Partii come sacerdote “Fidei Donum” della Diocesi di Brescia nel 1996 e raggiunsi la Arcidiocesi di Portoviejo in Ecuador, lungo il litorale Pacifico. Dopo una breve esperienza in una parrocchia organizzata, Santa Ana, l’Arcivescovo, Mons. Ruiz, mi chiese di iniziare una nuova comunità parrocchiale in un “barrio“ vicino a Portoviejo e questa è stata l’esperienza più importante e significativa della mia vita. Una comunità con oltre ventimila persone, senza un sacerdote fisso. All’inizio, con una piccola moto regalatami dall’Italia, andavo in tutte le zone: mercati, aree interne alla comunità sparse nella campagna. Volevo conoscere la gente, visitare gli ammalati, parlare con tutte le persone che incontravo lungo il cammino, far compagnia ai giovani, entrare nelle povere case per visitare le famiglie, discutere con gente che aveva abbandonato la fede cattolica per entrare in sette diverse.
Tutto questo mi aiutò ad arrivare e visitare tutti i settori della comunità e a incominciare ad organizzare la vita parrocchiale e pastorale.

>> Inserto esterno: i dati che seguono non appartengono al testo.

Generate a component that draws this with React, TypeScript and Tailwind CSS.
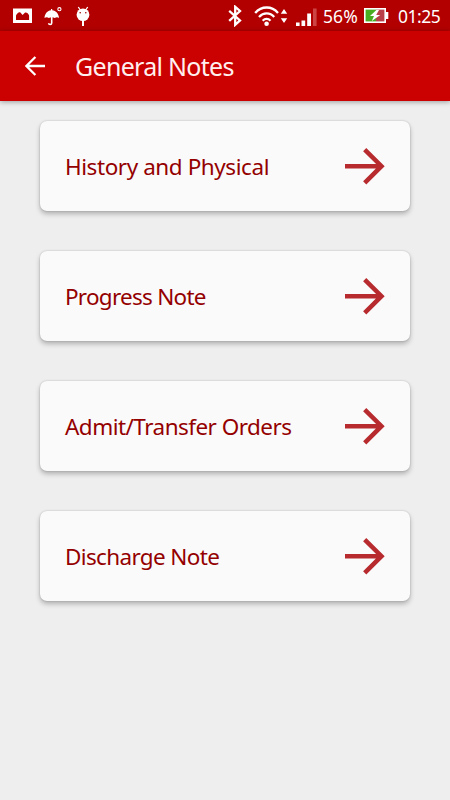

Però, per essere sincero, più che organizzare la struttura ecclesiale, essenziale per me era la relazione e l’incontro profondo con la gente!
Incominciai ad amare molto questi miei fratelli, anche se vivevano, decidevano e pensavano con uno stile di vita diverso da come io ero abituato a vivere.
Ho voluto cercare e mi sono servito di diverse iniziative per entrare nella loro vita e capirli meglio per amarli sempre di più.
Organizzai scuole di catechismo e incontri di promozione umana in zone periferiche molto pericolose dove nessuno voleva andarci a lavorare, soprattutto con i più piccoli perché ero convinto e volevo convincere le famiglie e gli adulti che per trasformare la società e le persone era necessario cominciare con i bambini e con i piccoli.
Dedicai molto tempo ai “barrios” poveri e ai contadini stando con loro cosicché potei avvicinarli alla vita sacramentale e alla vita della Chiesa.
Personalmente, ero deciso e convinto di rimanere con loro per sempre e le persone della comunità percepirono che ero uno di loro e a loro appartenevo.
Per questo motivo quando mi cercarono per essere Vescovo, ero io il primo sorpreso! Qualcuno della comunità perfino considerò questo nuovo servizio al quale venni chiamato come un tradimento.
Fu per me una grande sofferenza e rinuncia!
Arrivai così, all’inizio del 2014, a Guayaquil, come Vescovo ausiliare, in questa enorme città per cominciare ad esercitare il mio nuovo ministero, con lo stesso amore e con la stessa intensa passione vissute nelle comunità di Santa Ana, della Santissima Trinità del Floròn, di San Vicente e Canoa.
Tuttavia per me quello che era e che è più importante di tutto, in qualsiasi luogo siamo chiamati a vivere come consacrati, è fare della Chiesa una casa e una scuola di comunione ecclesiale.
Il Papa ci invita a vedere e a vivere con i “fratelli di fede l’unità profonda del corpo mistico, quindi, come fratelli che mi appartengono affinché possa condividere con loro la gioia e il dolore, poter capire i loro desideri, aiutarli nelle loro necessità e offrire loro una profonda amicizia”. Credo che senza questa disposizione, le strutture o tutto quello che facciamo concretamente sarà privo di motivazione e si svuoterà completamente.
Per questo motivo la nostra scelta personale deve essere la santità e la passione per l’annuncio del Regno di Dio.
Se la nostra relazione personale con Dio è profonda e costante, se riusciamo a scoprire Dio nel fratello, la pastorale e le attività comunitarie non saranno vuote e senza anima ma cariche di entusiasmo e di capacità attrattiva.
E Papa Francesco continuamente ci anima in questa stessa direzione, quando ci dice che non dobbiamo annunciare noi stessi, ma Gesù Cristo e questa spiritualità deve partire dalla Parola di Dio e dal nostro incontro personale con Lui.